Unlike the prevailing pessimism I see a likely year-end rally followed by a correction in Q1’17. I can afford to engage in this kind of speculation since there’s little I can do to act on that opinion. My forecast model is calling for a normal level of market exposure. I’m staying close to fully invested and my “tracking error” will be mainly driven by sector allocation and stock selection.

The correction in the PM sector has a 50/50 chance of being completed – yes, I’m aware of the (lack of) information content in this statement. I’ve completed whatever tweaking on the periphery which mostly consisted of keeping the same dollar exposure but increasing leverage to gold price. Now I sit and wait.

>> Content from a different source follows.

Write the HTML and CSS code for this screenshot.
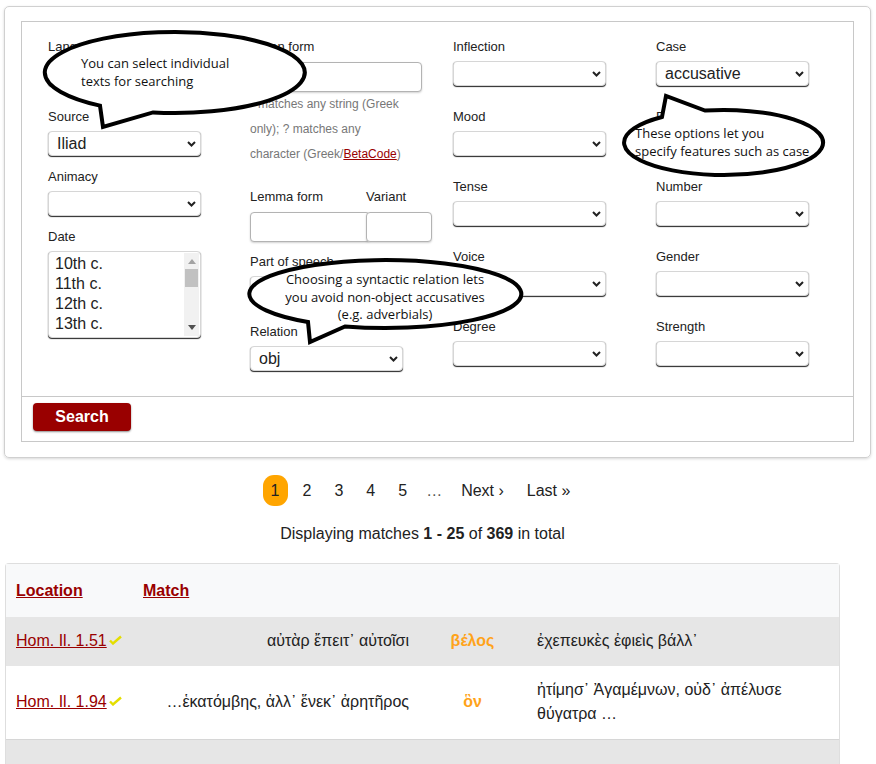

Passive Portfolio September 2016

As discussed in the post on my overall portfolio construction, approximately 40% of the total is designated as “passive” which I define as following a relatively static asset allocation and utilizing low-cost index funds as much as possible. It is not the intent of this blog to teach the basics of passive investing. There are plenty of free resources available, among them the Bogleheads forum and Wiki pages. The asset allocation in my passive portfolio is given in the table below.


The salient features are:

  • The high level breakdown is 45% equities, 40% fixed income and 15% alternatives.
  • The equity percentage would be considered “very conservative” by most in the personal blogosphere where the standard recommendation is “100-120 minus age”.
    • The domestic/international split is roughly equal, in-line with the actual cap weighting. Today VTI has a P/E ratio of 19, VXUS 15 and VWO 13. Thus the expected returns are higher for international/EM.
    • REITs are implemented with VGSLX/VNQI. I count them towards the equity allocation while some count them towards alternatives. A good argument can be made for either approach. I would have preferred the mutual fund version of the international REIT index, VGRLX, were it not for the 0.25% purchase fee. Also note that the P/E ratios for VNQ/VNQI are 34 and 14 respectively, again underscoring the cheapness of international markets.
    • Domestic equities are implemented through a combination of large cap blend (VINIX and similar investment trust for S&P 500), and small/mid cap blend (VSMAX, VIMAX, VEXAX). The convoluted choices are due to the availability of funds in certain accounts: VINIX and VEXAX in my 401k, similar investment trusts in my wife’s 401k, VSMAX and VIMAX in my HSA. There is an overweight of the small/mid caps when market weight is only about 20%. In general I’m a believer of the factors research, but limited in fund access.
    • International equities are implemented through a combination of total international index funds (VTIAX and similar investment trust) and emerging market index funds (VEMAX). Since VTIAX already contains about 15% emerging markets I’m imparting a much greater overweight in EM than in small caps in domestically.
  • The 40% weight in fixed income is mostly in stable value funds. My wife’s 401k has an excellent one yielding over 3% currently, whereas mine has one that yields just over 2%, compared with current treasury yields of 2.28% for 30-yr and 1.6% for 10-yr. I keep a small percentage in total bond market, but otherwise happy to take the yield while avoiding any principal risk.
  • I have 15% allocated to precious metals (PM) which is probably the most controversial decision. I won’t go into the reasoning here since PM/gold deserves a separate series of posts on its own. For now I’ll only say that I have been heavily influenced by the ideas behind the Permanent Portfolio. PM_passive is meant to contain only physical bullions but still has a sliver of mining companies that I’ll reposition gradually.
  • The table also contains target and current weights. I have a relaxed rebalance limit of relative ± 30%, but allow myself the discretion to rebalance at any time. In fact I did just that last month when the PM sector was entering a correction.

Overall this is a very conservative portfolio that is meant to serve as a stable foundation. I plan to review the allocation on an annual basis. I do not foreseen any drastic changes; any tweaks will be small and take effect gradually.